[Start of Given records]
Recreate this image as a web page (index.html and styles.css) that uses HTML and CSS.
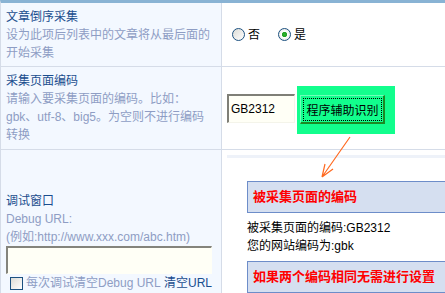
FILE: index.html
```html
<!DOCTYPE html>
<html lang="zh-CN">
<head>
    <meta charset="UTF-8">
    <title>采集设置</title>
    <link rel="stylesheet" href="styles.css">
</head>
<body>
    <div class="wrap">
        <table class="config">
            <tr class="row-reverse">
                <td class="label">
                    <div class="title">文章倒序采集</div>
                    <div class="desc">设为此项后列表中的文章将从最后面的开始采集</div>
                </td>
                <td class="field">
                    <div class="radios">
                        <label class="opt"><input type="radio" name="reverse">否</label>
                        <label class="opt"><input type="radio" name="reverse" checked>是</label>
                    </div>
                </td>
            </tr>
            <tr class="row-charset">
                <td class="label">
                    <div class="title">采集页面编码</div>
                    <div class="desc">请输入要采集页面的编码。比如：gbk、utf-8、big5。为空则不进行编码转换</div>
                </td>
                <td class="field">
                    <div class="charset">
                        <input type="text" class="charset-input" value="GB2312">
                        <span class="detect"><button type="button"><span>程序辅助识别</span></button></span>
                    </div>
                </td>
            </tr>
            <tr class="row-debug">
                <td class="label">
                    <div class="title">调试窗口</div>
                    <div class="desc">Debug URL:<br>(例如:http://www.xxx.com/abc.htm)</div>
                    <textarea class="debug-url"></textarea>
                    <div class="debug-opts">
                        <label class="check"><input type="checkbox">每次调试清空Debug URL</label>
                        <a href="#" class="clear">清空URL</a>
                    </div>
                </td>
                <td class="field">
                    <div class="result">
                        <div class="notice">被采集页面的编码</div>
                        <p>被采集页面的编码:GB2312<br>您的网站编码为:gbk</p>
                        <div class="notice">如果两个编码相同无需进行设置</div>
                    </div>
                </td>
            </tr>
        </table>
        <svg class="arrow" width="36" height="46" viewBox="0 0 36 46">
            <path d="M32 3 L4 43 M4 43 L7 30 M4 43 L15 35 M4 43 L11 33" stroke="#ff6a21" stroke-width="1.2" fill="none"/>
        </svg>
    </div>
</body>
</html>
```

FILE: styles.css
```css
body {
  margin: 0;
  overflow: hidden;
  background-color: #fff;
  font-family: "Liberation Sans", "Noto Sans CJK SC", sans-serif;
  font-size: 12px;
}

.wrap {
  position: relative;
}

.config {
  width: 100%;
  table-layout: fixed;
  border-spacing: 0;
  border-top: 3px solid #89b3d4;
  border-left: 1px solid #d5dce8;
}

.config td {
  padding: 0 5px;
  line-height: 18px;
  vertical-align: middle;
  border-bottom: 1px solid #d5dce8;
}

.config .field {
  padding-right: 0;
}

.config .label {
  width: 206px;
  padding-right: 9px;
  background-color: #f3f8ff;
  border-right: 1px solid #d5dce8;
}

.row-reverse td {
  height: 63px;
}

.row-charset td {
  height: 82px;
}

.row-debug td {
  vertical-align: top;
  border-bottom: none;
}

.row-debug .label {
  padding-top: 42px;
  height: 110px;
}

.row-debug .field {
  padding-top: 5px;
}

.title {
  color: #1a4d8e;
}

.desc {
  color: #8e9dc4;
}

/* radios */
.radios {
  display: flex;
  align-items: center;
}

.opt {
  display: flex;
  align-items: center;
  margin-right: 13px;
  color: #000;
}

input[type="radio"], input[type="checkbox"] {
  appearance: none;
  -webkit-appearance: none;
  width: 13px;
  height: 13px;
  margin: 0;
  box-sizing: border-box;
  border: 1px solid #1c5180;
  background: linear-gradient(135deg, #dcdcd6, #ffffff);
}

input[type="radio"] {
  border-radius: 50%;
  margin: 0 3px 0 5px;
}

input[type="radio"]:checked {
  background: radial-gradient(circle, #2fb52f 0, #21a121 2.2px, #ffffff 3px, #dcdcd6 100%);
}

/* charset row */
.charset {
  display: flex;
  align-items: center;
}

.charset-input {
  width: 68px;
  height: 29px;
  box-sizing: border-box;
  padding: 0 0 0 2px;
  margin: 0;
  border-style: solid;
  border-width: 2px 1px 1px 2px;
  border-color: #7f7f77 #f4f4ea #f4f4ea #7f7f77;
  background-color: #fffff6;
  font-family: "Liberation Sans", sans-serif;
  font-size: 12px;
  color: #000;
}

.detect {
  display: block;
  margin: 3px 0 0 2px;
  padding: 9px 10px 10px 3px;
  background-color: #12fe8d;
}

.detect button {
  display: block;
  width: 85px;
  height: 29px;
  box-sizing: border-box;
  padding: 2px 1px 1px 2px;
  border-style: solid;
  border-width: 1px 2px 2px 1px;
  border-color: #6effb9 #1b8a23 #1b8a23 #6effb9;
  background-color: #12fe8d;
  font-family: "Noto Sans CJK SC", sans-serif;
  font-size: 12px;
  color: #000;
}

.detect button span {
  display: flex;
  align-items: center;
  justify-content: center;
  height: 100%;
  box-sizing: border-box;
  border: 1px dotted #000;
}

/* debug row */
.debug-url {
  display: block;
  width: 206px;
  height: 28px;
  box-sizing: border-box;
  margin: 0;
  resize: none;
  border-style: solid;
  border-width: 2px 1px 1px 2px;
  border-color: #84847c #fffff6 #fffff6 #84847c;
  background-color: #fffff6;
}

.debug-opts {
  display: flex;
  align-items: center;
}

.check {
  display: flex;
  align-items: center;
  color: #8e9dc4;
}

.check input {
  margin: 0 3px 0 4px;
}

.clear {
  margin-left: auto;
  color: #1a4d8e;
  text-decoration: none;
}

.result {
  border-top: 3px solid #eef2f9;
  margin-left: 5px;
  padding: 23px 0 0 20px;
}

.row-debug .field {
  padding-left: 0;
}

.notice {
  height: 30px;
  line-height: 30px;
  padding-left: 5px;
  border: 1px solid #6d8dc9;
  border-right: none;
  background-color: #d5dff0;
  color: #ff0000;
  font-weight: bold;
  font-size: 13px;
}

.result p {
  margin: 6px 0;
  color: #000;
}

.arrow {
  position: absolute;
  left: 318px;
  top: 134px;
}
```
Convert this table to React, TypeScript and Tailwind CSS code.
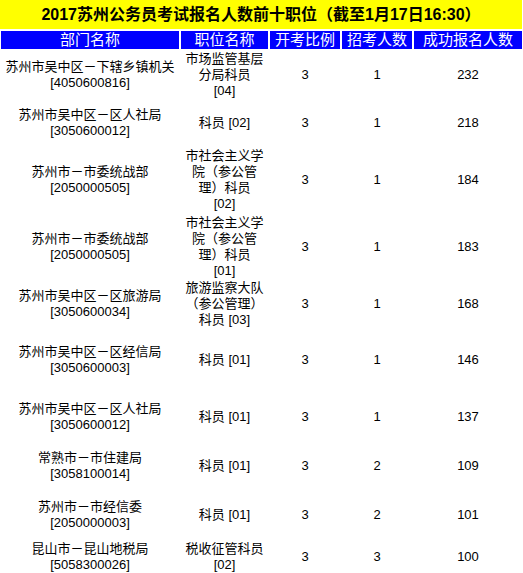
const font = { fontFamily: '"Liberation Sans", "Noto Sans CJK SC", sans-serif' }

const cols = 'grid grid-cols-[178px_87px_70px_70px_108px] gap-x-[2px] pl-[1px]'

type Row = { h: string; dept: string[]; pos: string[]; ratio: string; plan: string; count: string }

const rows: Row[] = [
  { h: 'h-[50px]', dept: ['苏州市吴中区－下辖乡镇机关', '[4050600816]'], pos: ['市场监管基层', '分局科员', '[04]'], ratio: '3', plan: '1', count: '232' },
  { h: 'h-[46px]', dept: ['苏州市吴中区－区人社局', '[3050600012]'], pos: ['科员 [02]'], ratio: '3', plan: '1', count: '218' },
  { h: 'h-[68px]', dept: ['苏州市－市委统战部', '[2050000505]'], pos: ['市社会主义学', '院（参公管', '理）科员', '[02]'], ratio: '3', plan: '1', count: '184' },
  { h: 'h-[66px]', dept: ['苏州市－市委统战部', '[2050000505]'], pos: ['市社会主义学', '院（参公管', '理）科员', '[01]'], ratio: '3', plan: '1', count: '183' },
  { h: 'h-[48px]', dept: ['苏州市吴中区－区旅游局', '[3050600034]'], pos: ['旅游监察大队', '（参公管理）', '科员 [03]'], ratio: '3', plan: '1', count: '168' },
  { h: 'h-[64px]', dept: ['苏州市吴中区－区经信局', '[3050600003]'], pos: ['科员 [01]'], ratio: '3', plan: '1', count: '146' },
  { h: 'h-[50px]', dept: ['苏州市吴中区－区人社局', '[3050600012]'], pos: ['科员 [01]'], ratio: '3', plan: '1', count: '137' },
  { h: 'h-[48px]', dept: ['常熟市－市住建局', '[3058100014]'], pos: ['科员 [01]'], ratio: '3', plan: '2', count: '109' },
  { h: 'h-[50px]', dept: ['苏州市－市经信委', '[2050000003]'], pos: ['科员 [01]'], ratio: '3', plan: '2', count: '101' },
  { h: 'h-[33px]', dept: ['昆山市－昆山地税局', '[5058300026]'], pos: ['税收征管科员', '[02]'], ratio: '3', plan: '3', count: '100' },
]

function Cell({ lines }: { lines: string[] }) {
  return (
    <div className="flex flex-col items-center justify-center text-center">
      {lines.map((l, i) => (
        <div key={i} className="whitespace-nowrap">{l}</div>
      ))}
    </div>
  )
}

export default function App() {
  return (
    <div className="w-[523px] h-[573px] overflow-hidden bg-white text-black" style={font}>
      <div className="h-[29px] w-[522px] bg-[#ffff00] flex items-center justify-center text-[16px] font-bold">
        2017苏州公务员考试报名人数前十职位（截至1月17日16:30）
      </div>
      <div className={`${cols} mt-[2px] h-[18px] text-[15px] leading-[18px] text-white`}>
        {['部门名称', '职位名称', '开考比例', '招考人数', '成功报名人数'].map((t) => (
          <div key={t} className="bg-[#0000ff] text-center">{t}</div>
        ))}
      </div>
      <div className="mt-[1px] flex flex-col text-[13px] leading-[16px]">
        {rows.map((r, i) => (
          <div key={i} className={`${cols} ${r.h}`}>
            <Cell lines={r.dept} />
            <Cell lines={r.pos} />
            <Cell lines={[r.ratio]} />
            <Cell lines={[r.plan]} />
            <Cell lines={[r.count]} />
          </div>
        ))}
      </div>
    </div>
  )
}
[End of Given records]
### Exercise details
Locate all lines in the listing above with the word "table". Copy them.

### Reply
        <table class="config">
        </table>
  table-layout: fixed;
Convert this table to React, TypeScript and Tailwind CSS code.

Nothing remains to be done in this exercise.